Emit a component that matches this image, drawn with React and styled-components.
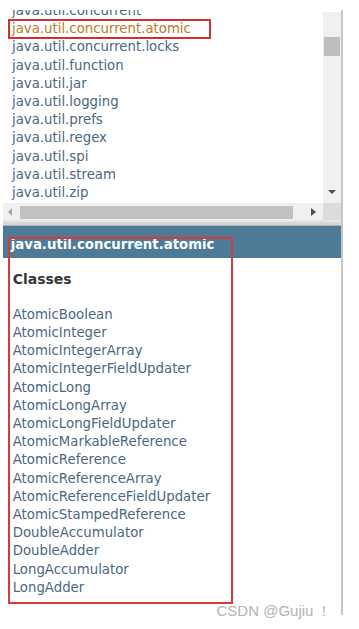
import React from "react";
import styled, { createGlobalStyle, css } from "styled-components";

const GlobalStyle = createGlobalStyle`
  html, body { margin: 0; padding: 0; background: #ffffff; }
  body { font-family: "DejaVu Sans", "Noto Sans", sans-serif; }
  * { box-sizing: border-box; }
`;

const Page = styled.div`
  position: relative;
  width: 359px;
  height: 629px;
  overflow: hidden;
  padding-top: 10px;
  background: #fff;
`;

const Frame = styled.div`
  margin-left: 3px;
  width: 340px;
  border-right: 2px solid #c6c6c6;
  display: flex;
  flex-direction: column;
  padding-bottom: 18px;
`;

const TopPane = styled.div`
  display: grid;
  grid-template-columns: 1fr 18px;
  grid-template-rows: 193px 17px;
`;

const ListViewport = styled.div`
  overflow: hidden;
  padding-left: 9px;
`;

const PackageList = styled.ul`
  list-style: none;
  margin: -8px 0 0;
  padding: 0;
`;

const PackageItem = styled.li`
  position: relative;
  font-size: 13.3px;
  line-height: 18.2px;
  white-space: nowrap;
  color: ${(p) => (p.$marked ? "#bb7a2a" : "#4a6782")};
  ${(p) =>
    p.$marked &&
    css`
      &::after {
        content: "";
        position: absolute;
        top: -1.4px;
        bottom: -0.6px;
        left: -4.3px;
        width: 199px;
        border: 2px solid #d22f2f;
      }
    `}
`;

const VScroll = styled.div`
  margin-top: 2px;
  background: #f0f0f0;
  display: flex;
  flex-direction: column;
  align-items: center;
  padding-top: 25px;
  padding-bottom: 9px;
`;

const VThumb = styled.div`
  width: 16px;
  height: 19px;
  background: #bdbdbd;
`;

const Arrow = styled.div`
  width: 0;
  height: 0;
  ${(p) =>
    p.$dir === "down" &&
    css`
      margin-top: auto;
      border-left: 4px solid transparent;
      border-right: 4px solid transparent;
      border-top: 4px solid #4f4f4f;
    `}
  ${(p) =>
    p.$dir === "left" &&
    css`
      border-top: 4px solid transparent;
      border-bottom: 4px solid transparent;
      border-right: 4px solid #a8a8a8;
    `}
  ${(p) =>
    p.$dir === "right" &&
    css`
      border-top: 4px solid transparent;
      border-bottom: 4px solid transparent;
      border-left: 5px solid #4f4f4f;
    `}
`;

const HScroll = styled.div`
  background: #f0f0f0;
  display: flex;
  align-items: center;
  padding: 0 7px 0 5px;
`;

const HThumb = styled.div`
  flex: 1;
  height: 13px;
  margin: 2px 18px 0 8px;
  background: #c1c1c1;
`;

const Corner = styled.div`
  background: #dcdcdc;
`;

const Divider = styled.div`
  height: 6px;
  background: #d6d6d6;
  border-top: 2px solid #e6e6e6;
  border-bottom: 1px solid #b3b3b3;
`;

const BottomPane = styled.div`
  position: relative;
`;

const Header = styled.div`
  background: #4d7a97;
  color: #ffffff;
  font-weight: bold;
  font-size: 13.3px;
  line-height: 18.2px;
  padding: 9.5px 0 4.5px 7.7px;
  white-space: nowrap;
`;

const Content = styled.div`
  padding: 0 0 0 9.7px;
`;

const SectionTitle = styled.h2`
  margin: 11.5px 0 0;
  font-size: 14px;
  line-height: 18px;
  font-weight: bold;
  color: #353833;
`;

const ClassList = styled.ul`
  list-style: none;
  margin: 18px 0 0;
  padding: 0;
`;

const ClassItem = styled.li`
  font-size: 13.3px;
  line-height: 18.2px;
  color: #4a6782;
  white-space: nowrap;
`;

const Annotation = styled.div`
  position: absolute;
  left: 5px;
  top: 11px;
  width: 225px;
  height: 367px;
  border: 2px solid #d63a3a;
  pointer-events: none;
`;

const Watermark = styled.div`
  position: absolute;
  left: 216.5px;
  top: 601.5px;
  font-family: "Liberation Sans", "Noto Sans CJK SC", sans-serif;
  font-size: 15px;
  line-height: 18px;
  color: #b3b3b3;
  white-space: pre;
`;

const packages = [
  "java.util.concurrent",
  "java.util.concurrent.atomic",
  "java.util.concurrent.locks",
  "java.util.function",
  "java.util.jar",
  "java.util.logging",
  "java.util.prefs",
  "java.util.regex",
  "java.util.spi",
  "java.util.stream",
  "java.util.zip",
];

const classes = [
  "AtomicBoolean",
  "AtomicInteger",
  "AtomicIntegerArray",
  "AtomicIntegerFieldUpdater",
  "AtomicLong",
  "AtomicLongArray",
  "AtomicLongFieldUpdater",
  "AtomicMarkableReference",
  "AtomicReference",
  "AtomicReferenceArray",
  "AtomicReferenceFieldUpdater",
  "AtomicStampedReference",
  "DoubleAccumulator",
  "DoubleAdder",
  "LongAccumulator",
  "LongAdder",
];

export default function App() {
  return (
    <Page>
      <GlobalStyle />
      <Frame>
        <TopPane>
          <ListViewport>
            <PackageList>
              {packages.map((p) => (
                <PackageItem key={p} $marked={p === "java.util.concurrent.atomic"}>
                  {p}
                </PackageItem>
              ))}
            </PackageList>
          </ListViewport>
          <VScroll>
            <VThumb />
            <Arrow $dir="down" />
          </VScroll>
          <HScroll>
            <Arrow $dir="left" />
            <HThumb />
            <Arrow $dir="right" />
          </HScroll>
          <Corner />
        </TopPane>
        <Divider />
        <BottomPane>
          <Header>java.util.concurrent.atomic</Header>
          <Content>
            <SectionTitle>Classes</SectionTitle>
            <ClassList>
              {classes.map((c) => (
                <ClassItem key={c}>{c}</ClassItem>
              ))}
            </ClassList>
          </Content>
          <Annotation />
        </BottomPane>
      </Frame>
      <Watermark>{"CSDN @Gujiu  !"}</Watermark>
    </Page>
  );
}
※
Each line of the data should be quoted exactly, with pictures left out.

Emit a component that matches this image, drawn with React and styled-components.
import React from "react";
import styled, { createGlobalStyle, css } from "styled-components";

const GlobalStyle = createGlobalStyle`
  html, body { margin: 0; padding: 0; background: #ffffff; }
  body { font-family: "DejaVu Sans", "Noto Sans", sans-serif; }
  * { box-sizing: border-box; }
`;

const Page = styled.div`
  position: relative;
  width: 359px;
  height: 629px;
  overflow: hidden;
  padding-top: 10px;
  background: #fff;
`;

const Frame = styled.div`
  margin-left: 3px;
  width: 340px;
  border-right: 2px solid #c6c6c6;
  display: flex;
  flex-direction: column;
  padding-bottom: 18px;
`;

const TopPane = styled.div`
  display: grid;
  grid-template-columns: 1fr 18px;
  grid-template-rows: 193px 17px;
`;

const ListViewport = styled.div`
  overflow: hidden;
  padding-left: 9px;
`;

const PackageList = styled.ul`
  list-style: none;
  margin: -8px 0 0;
  padding: 0;
`;

const PackageItem = styled.li`
  position: relative;
  font-size: 13.3px;
  line-height: 18.2px;
  white-space: nowrap;
  color: ${(p) => (p.$marked ? "#bb7a2a" : "#4a6782")};
  ${(p) =>
    p.$marked &&
    css`
      &::after {
        content: "";
        position: absolute;
        top: -1.4px;
        bottom: -0.6px;
        left: -4.3px;
        width: 199px;
        border: 2px solid #d22f2f;
      }
    `}
`;

const VScroll = styled.div`
  margin-top: 2px;
  background: #f0f0f0;
  display: flex;
  flex-direction: column;
  align-items: center;
  padding-top: 25px;
  padding-bottom: 9px;
`;

const VThumb = styled.div`
  width: 16px;
  height: 19px;
  background: #bdbdbd;
`;

const Arrow = styled.div`
  width: 0;
  height: 0;
  ${(p) =>
    p.$dir === "down" &&
    css`
      margin-top: auto;
      border-left: 4px solid transparent;
      border-right: 4px solid transparent;
      border-top: 4px solid #4f4f4f;
    `}
  ${(p) =>
    p.$dir === "left" &&
    css`
      border-top: 4px solid transparent;
      border-bottom: 4px solid transparent;
      border-right: 4px solid #a8a8a8;
    `}
  ${(p) =>
    p.$dir === "right" &&
    css`
      border-top: 4px solid transparent;
      border-bottom: 4px solid transparent;
      border-left: 5px solid #4f4f4f;
    `}
`;

const HScroll = styled.div`
  background: #f0f0f0;
  display: flex;
  align-items: center;
  padding: 0 7px 0 5px;
`;

const HThumb = styled.div`
  flex: 1;
  height: 13px;
  margin: 2px 18px 0 8px;
  background: #c1c1c1;
`;

const Corner = styled.div`
  background: #dcdcdc;
`;

const Divider = styled.div`
  height: 6px;
  background: #d6d6d6;
  border-top: 2px solid #e6e6e6;
  border-bottom: 1px solid #b3b3b3;
`;

const BottomPane = styled.div`
  position: relative;
`;

const Header = styled.div`
  background: #4d7a97;
  color: #ffffff;
  font-weight: bold;
  font-size: 13.3px;
  line-height: 18.2px;
  padding: 9.5px 0 4.5px 7.7px;
  white-space: nowrap;
`;

const Content = styled.div`
  padding: 0 0 0 9.7px;
`;

const SectionTitle = styled.h2`
  margin: 11.5px 0 0;
  font-size: 14px;
  line-height: 18px;
  font-weight: bold;
  color: #353833;
`;

const ClassList = styled.ul`
  list-style: none;
  margin: 18px 0 0;
  padding: 0;
`;

const ClassItem = styled.li`
  font-size: 13.3px;
  line-height: 18.2px;
  color: #4a6782;
  white-space: nowrap;
`;

const Annotation = styled.div`
  position: absolute;
  left: 5px;
  top: 11px;
  width: 225px;
  height: 367px;
  border: 2px solid #d63a3a;
  pointer-events: none;
`;

const Watermark = styled.div`
  position: absolute;
  left: 216.5px;
  top: 601.5px;
  font-family: "Liberation Sans", "Noto Sans CJK SC", sans-serif;
  font-size: 15px;
  line-height: 18px;
  color: #b3b3b3;
  white-space: pre;
`;

const packages = [
  "java.util.concurrent",
  "java.util.concurrent.atomic",
  "java.util.concurrent.locks",
  "java.util.function",
  "java.util.jar",
  "java.util.logging",
  "java.util.prefs",
  "java.util.regex",
  "java.util.spi",
  "java.util.stream",
  "java.util.zip",
];

const classes = [
  "AtomicBoolean",
  "AtomicInteger",
  "AtomicIntegerArray",
  "AtomicIntegerFieldUpdater",
  "AtomicLong",
  "AtomicLongArray",
  "AtomicLongFieldUpdater",
  "AtomicMarkableReference",
  "AtomicReference",
  "AtomicReferenceArray",
  "AtomicReferenceFieldUpdater",
  "AtomicStampedReference",
  "DoubleAccumulator",
  "DoubleAdder",
  "LongAccumulator",
  "LongAdder",
];

export default function App() {
  return (
    <Page>
      <GlobalStyle />
      <Frame>
        <TopPane>
          <ListViewport>
            <PackageList>
              {packages.map((p) => (
                <PackageItem key={p} $marked={p === "java.util.concurrent.atomic"}>
                  {p}
                </PackageItem>
              ))}
            </PackageList>
          </ListViewport>
          <VScroll>
            <VThumb />
            <Arrow $dir="down" />
          </VScroll>
          <HScroll>
            <Arrow $dir="left" />
            <HThumb />
            <Arrow $dir="right" />
          </HScroll>
          <Corner />
        </TopPane>
        <Divider />
        <BottomPane>
          <Header>java.util.concurrent.atomic</Header>
          <Content>
            <SectionTitle>Classes</SectionTitle>
            <ClassList>
              {classes.map((c) => (
                <ClassItem key={c}>{c}</ClassItem>
              ))}
            </ClassList>
          </Content>
          <Annotation />
        </BottomPane>
      </Frame>
      <Watermark>{"CSDN @Gujiu  !"}</Watermark>
    </Page>
  );
}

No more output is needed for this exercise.